The introduction of new emissions control areas (ECA) off the coastal waters of the US and Canada promise great changes for shipping in the region. These
regulations coloured many of the topics discussed at the North American Committee of Germanischer Lloyd (GL), which met at the Hotel Delta in Quebec City this week. The Committee examined such topics as GL's activities, both globally and in the Americas, ship efficiency, the rising importance of natural gas for the maritime industry, the technical challenges facing shipping in reducing emissions and upcoming regulations.

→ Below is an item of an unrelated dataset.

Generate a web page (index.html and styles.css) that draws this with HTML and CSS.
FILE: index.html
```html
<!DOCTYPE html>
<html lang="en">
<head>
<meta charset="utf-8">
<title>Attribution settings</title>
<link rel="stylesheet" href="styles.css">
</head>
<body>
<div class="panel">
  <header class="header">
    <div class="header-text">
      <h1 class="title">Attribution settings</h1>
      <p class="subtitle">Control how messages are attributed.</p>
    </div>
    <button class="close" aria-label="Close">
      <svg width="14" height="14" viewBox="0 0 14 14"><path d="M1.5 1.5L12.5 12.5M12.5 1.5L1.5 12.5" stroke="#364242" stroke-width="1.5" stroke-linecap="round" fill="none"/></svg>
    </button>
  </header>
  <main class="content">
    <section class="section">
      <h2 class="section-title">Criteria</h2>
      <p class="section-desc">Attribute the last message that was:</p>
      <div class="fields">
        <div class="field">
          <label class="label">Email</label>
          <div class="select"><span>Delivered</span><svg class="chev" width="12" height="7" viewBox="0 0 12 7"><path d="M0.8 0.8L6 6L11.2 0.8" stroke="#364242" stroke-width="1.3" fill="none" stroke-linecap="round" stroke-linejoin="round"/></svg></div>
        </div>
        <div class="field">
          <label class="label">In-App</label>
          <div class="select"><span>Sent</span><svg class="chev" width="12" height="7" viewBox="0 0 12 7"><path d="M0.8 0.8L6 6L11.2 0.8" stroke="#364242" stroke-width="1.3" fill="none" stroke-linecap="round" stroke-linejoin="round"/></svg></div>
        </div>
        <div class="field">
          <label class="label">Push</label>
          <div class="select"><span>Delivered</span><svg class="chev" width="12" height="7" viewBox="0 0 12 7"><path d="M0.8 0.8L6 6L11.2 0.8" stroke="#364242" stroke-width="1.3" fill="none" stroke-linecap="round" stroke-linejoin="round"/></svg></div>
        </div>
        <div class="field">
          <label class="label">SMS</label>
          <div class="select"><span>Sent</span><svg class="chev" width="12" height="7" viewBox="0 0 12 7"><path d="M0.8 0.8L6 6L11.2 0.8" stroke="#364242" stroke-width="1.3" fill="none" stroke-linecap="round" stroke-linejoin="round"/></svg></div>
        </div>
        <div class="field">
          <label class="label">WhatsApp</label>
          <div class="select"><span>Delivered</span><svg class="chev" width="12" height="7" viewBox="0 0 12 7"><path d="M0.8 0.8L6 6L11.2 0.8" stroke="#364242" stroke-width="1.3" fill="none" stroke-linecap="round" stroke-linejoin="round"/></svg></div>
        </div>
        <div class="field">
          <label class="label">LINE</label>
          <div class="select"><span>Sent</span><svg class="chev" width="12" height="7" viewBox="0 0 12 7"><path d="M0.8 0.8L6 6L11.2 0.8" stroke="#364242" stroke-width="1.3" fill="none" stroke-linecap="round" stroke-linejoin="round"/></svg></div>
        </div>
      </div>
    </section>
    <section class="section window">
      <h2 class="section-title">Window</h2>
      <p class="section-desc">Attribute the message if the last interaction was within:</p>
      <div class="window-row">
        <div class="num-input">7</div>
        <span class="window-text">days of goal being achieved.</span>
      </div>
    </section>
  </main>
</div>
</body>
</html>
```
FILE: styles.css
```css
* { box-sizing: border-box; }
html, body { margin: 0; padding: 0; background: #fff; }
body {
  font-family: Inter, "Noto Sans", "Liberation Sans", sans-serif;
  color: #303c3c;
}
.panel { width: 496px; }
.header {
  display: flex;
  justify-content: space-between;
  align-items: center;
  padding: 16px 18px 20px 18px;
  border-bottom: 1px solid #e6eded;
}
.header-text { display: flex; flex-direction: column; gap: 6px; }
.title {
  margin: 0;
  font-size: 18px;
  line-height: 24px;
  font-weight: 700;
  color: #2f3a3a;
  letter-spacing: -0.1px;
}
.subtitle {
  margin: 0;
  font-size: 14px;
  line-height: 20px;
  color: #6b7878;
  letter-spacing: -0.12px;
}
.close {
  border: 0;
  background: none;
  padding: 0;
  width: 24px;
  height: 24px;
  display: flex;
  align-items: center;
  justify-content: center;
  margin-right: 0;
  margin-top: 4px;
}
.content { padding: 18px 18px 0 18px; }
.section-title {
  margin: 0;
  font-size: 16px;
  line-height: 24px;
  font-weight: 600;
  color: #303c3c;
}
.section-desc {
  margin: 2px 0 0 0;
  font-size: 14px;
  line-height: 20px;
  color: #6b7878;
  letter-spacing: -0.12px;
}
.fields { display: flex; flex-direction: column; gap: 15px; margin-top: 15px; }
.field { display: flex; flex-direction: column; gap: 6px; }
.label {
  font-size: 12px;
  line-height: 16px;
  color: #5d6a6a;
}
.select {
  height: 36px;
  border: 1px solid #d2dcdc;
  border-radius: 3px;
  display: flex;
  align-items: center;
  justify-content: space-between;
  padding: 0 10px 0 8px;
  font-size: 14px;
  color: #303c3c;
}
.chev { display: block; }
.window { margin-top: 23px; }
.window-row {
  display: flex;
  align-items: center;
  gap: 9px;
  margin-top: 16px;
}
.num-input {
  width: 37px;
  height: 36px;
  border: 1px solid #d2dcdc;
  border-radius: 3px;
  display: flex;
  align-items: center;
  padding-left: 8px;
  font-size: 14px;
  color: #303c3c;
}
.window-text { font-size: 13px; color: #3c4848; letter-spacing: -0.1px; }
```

The Committee, which only celebrated its inauguration in 2010, is made up of representatives from Canadian and American ship owners and operators, ship yards, maritime consultants, and other industry stakeholders, alongside delegates from GL. Torsten Schramm, GL's Chief Operating Officer, gave the attendees an overview of the new GL Group structure
, highlighting the three business segments: Maritime, Renewables and Oil and Gas. He looked at the trends for the coming years in shipping and celebrated GL's fleet in service topping the 100 million GT mark.

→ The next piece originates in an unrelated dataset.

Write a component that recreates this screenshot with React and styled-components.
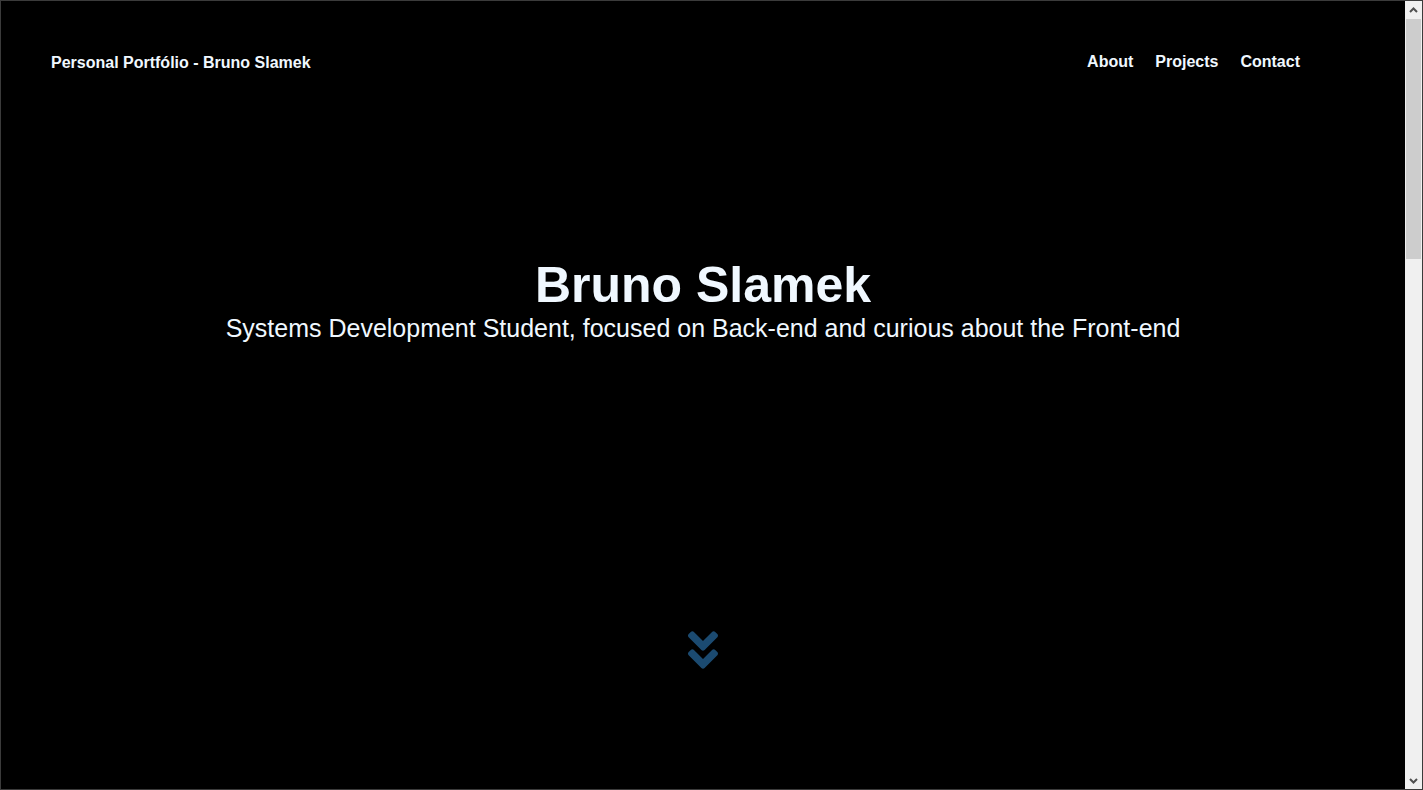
import styled, { createGlobalStyle } from "styled-components";
import { FaAngleDoubleDown } from "react-icons/fa";

const GlobalStyle = createGlobalStyle`
  html, body {
    margin: 0;
    padding: 0;
    background: #000;
    overflow: hidden;
  }

  body {
    font-family: "Liberation Sans", Arial, sans-serif;
    color: aliceblue;
  }

  * {
    box-sizing: border-box;
  }
`;

const Window = styled.div`
  height: 100vh;
  display: flex;
  border: 1px solid #3b3b3b;
  background: #000;
`;

const Main = styled.main`
  flex: 1;
  display: flex;
  flex-direction: column;
  min-width: 0;
`;

const Header = styled.header`
  height: 122px;
  display: flex;
  align-items: center;
  justify-content: space-between;
  padding: 0 105px 0 50px;
`;

const Brand = styled.span`
  font-size: 16px;
  font-weight: 700;
  color: aliceblue;
  padding-top: 1px;
`;

const Nav = styled.nav`
  display: flex;
  gap: 22px;
`;

const NavLink = styled.a`
  font-size: 16px;
  font-weight: 700;
  color: aliceblue;
  text-decoration: none;
  cursor: pointer;

  &:hover {
    color: #2a6496;
  }
`;

const Intro = styled.div`
  margin-top: 133px;
  text-align: center;
`;

const Title = styled.h1`
  margin: 0;
  font-size: 50px;
  font-weight: 700;
  line-height: normal;
`;

const Subtitle = styled.p`
  margin: 0;
  font-size: 25px;
  line-height: normal;
`;

const ScrollDown = styled.a`
  margin: 283px auto 0;
  display: flex;
  color: #1b4a70;
`;

const ScrollBar = styled.div`
  width: 17px;
  display: flex;
  flex-direction: column;
  background: #f0f0f0;
`;

const ScrollButton = styled.div`
  height: 17px;
  display: flex;
  align-items: center;
  justify-content: center;
  color: #505050;
`;

const Track = styled.div`
  flex: 1;
  padding: 1px 1px 0;
`;

const Thumb = styled.div`
  height: 240px;
  background: #cdcdcd;
`;

const Arrow = ({ dir }) => (
  <svg width="9" height="6" viewBox="0 0 9 6">
    <path
      d={dir === "up" ? "M1 5 4.5 1.5 8 5" : "M1 1 4.5 4.5 8 1"}
      fill="none"
      stroke="currentColor"
      strokeWidth="2"
    />
  </svg>
);

const links = [
  { text: "About", to: "#about" },
  { text: "Projects", to: "#projects" },
  { text: "Contact", to: "#contact" },
];

export default function App() {
  return (
    <>
      <GlobalStyle />
      <Window>
        <Main>
          <Header>
            <Brand>Personal Portfólio - Bruno Slamek</Brand>
            <Nav>
              {links.map((l) => (
                <NavLink key={l.text} href={l.to}>
                  {l.text}
                </NavLink>
              ))}
            </Nav>
          </Header>
          <Intro>
            <Title>Bruno Slamek</Title>
            <Subtitle>
              Systems Development Student, focused on Back-end and curious
              about the Front-end
            </Subtitle>
          </Intro>
          <ScrollDown href="#about">
            <FaAngleDoubleDown size={48} />
          </ScrollDown>
        </Main>
        <ScrollBar>
          <ScrollButton>
            <Arrow dir="up" />
          </ScrollButton>
          <Track>
            <Thumb />
          </Track>
          <ScrollButton>
            <Arrow dir="down" />
          </ScrollButton>
        </ScrollBar>
      </Window>
    </>
  );
}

Germanischer Lloyd's new Executive Vice President for the Americas, Uwe Bullwinkel, looked at the development of GL in the region. Mr Bullwinkel was most recently GL's Area Manager for Germany and is in charge of the Areas North/Central and South America. Mr Bullwinkel also looked at the coming introduction of the ECAs in the Americas. Adopted by the IMO at the 62nd MEPC, these areas will strictly limit the sulphur content of vessels operating in coastal waters. To solve the problems of having to switch to low sulphur content fuel when entering such areas, Mr Bullwinkel presented GL's new fuel change-over manual. This manual will help a ship's crew to plan and perform fuel change-over and minimise the lead time when making a fuel switch, resulting in significant fuel savings.
Retired US Coast Guard (USCG) Admiral Robert North, from North Star Maritime, laid out some of the coming regulations in the American region
and their potential impact on the industry. The new "banning policy" from the USCG could have a significant impact on trading, he noted. Admiral North also examined the capital and installation costs the changes in ballast water treatment regulations could bring.
In his presentation "Marine Charts a Course Toward Major Natural Gas Demand", John Hatley, from Wartsila North America gave a comprehensive overview of the growth potential for the use of liquefied natural gas (LNG) in shipping. The US possesses massive reserves, he said, and the engine technology was tried and tested. Mr Hatley, advised that the current low price of LNG and the coming ECA in North America, combined with a growing infrastructure for gas bunkering and abundant reserves, meant that all the factors for the growing adoption of LNG in shipping were present.